Conformational and Electrostatic Control of PET in TTz–TPA Fluorophores for Butyl Nitrite Vapor Sensing

Abstract

This work presents a conformation-regulated donor–acceptor–donor (D–A–D) platform based on thiazolo[5,4-d]thiazole (TTz) and triphenylamine (TPA) to reveal how kinetic accessibility controls photoinduced electron transfer (PET) toward butyl nitrite. Para/ortho methoxy substitution on the TPA donors modulates electron-density distribution and steric/conformational accessibility, producing distinct recognition regimes despite comparable thermodynamic feasibility for PET. TTz-1 shows no detectable interaction, TTz-2 undergoes collision-controlled dynamic quenching, and TTz-3 forms a ground-state association leading to a static–dynamic mixed mechanism.
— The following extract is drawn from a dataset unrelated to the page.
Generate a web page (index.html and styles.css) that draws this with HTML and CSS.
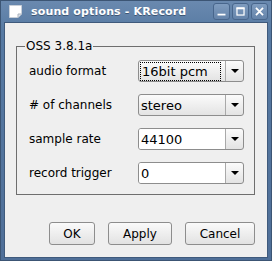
FILE: index.html
```html
<!DOCTYPE html>
<html>
<head>
<meta charset="utf-8">
<link rel="stylesheet" href="styles.css">
</head>
<body>
<div class="window">
  <div class="titlebar">
    <svg class="appicon" width="15" height="15" viewBox="0 0 15 15">
      <path d="M1.5 1.5 H13.5 V10 L10 13.5 H1.5 Z" fill="#ffffff" stroke="#c8cfd8"/>
      <path d="M13.5 10 H10 V13.5" fill="#dfe3e8" stroke="#aab3bf"/>
    </svg>
    <span class="title">sound options - KRecord</span>
    <div class="wbtns">
      <span class="wbtn"><svg width="17" height="17" viewBox="0 0 17 17"><rect x="4" y="11" width="9" height="2" fill="#fff"/></svg></span>
      <span class="wbtn"><svg width="17" height="17" viewBox="0 0 17 17"><rect x="4.5" y="4.5" width="8" height="8" fill="none" stroke="#fff" stroke-width="1.4"/><rect x="4" y="4" width="9" height="2" fill="#fff"/></svg></span>
      <span class="wbtn"><svg width="17" height="17" viewBox="0 0 17 17"><path d="M4.5 4.5 L12.5 12.5 M12.5 4.5 L4.5 12.5" stroke="#fff" stroke-width="2"/></svg></span>
    </div>
  </div>
  <div class="content">
    <fieldset class="group">
      <legend>OSS 3.8.1a</legend>
      <div class="rows">
        <span class="lbl">audio format</span>
        <div class="combo"><span class="val"><span class="focus">16bit pcm</span></span><span class="arrow"></span></div>
        <span class="lbl"># of channels</span>
        <div class="combo"><span class="val">stereo</span><span class="arrow"></span></div>
        <span class="lbl">sample rate</span>
        <div class="combo edit"><span class="val">44100</span><span class="arrow"></span></div>
        <span class="lbl">record trigger</span>
        <div class="combo edit"><span class="val">0</span><span class="arrow"></span></div>
      </div>
    </fieldset>
    <div class="buttons">
      <button class="btn ok">OK</button>
      <button class="btn apply">Apply</button>
      <button class="btn cancel">Cancel</button>
    </div>
  </div>
</div>
</body>
</html>
```
FILE: styles.css
```css
html, body { margin: 0; padding: 0; }
body {
  width: 272px; height: 261px; overflow: hidden;
  font-family: "DejaVu Sans", sans-serif; font-size: 12px; color: #000;
}
.window {
  width: 272px; height: 261px; box-sizing: border-box;
  background: linear-gradient(#6a89af, #577aa3 30px, #4f6f98);
  border: 1px solid #3c5574;
  display: flex; flex-direction: column;
  padding: 0 3px 2px 3px;
}
.titlebar {
  height: 21px; display: flex; align-items: center;
  position: relative;
}
.appicon { margin: 0 0 0 4px; flex: none; }
.title {
  color: #fff; font-weight: bold; font-size: 11px;
  margin-left: 8px; letter-spacing: 0.15px;
  text-shadow: 0 1px 0 #3d5573;
}
.wbtns { margin-left: auto; display: flex; gap: 2px; margin-right: 0; }
.wbtn {
  width: 17px; height: 17px; box-sizing: border-box;
  border: 1px solid #48668c; border-radius: 3px;
  background: linear-gradient(#7f9cbf, #6584aa);
  display: flex; align-items: center; justify-content: center;
}
.wbtn svg { width: 15px; height: 15px; }
.content {
  flex: 1; background: #efefef;
  border: 1px solid #3f5a7c;
  padding: 0 0 0 11px;
  display: flex; flex-direction: column;
}
.group {
  margin: 17px 0 0 0; padding: 0; width: 239px; height: 155px; box-sizing: border-box;
  border: 1px solid #6e6e6e;
}
.group legend {
  padding: 0 1px; margin-left: 8px; font-size: 12px; line-height: 12px;
}
.rows {
  display: grid; grid-template-columns: 109px 106px;
  row-gap: 12px; align-items: center;
  padding: 8px 0 0 12px;
}
.lbl { line-height: 22px; }
.combo {
  height: 22px; box-sizing: border-box;
  border: 1px solid #8d8d8d; border-radius: 3px;
  background: linear-gradient(#fbfbfb, #e3e3e3);
  display: flex;
}
.combo.edit .val { background: #fff; border-radius: 2px 0 0 2px; }
.val {
  flex: 1; display: flex; align-items: center; padding-left: 2px;
  font-size: 13px;
}
.focus { outline: 1px dotted #000; padding: 0 12px 0 1px; margin-left: 0; line-height: 17px; }
.arrow {
  width: 17px; border-left: 1px solid #a9a9a9; position: relative;
}
.arrow::after {
  content: ""; position: absolute; left: 5px; top: 8px;
  border-left: 4px solid transparent; border-right: 4px solid transparent;
  border-top: 4px solid #000;
}
.buttons {
  display: flex; justify-content: flex-end; gap: 13px;
  margin-top: 27px; padding-right: 12px;
}
.btn {
  height: 23px; box-sizing: border-box;
  font-family: "DejaVu Sans", sans-serif; font-size: 12px; color: #000;
  border: 1px solid #8d8d8d; border-radius: 3px;
  background: linear-gradient(#fafafa, #e2e2e2);
  padding: 0;
}
.ok { width: 46px; }
.apply { width: 64px; }
.cancel { width: 70px; }
```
Spectroscopy, femtosecond transient absorption, 1H NMR titration, and DFT/TD-DFT calculations identify electrostatic anchoring and spatial accessibility as decisive parameters that determine whether PET is kinetically realized. As solid-state fluorescent films, the probes enable butyl nitrite vapor sensing with a lowest detectable concentration of 6.4 ppt and a fast response time of 5 s. This study establishes a structure–recognition–function framework for designing fluorescent sensors for volatile electron-deficient analytes.